Further, if your negotiating partner knows that a particular position is backed by a consensus back home, that may make it easier to negotiate, as both sides will have a realistic idea at the outset of what is achievable and can have confidence that concessions offered by the other side will be maintained. It is for those reasons that Stephen Harper—not the most instinctively consensual of Canada’s recent prime ministers—strongly advised the UK to seek a wide consensus before negotiating trade agreements (including, in particular, the agreement with the EU) and to keep consulting parliament and affected interests throughout the process. The government has to date largely ignored that advice in relation to its EU negotiations: but it was good advice.

There is obviously some need for decisions on negotiating stance to be made on the ground and for some details of negotiating strategy to be kept hidden: but the value of secrecy and “not revealing our hand” is in reality limited, and is in most cases a thin excuse for secrecy and unaccountability.

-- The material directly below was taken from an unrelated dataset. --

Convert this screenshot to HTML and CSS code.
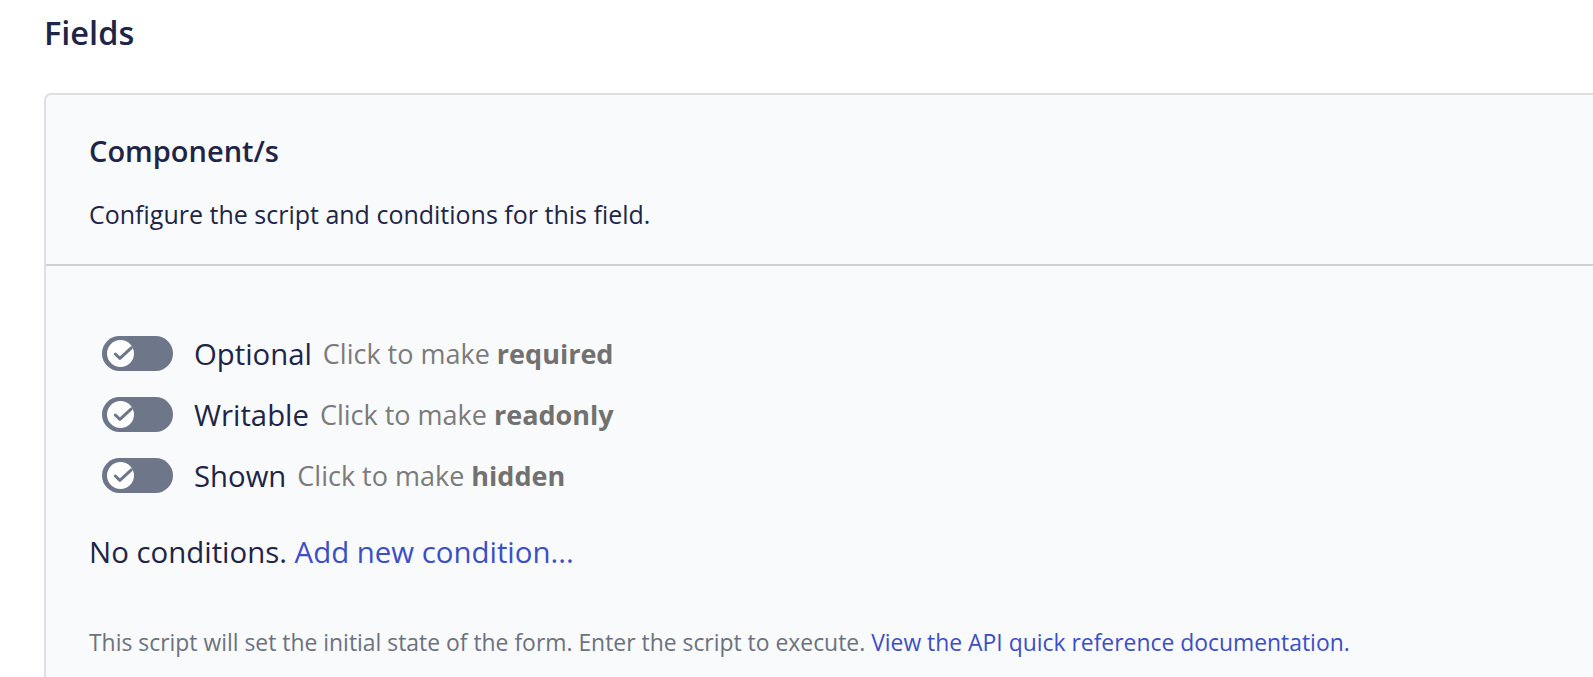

But the basic constitutional point is that parliament is sovereign, and the royal prerogative only survives in this area, as elsewhere, because parliament has let it. Against that background, it is hard to see any force in the prime minister’s claim that Dominic Grieve’s proposed amendment to the Withdrawal Bill (that would have given parliament a power to direct government negotiations to prevent a “no deal”) was unconstitutional. A sovereign parliament can take those powers if it wants to, and the experience of other countries shows that trade negotiations can be conducted effectively—even more effectively—when the legislature does take such powers. The fact that it has not been done before is not, even in the UK, a good reason for not doing it.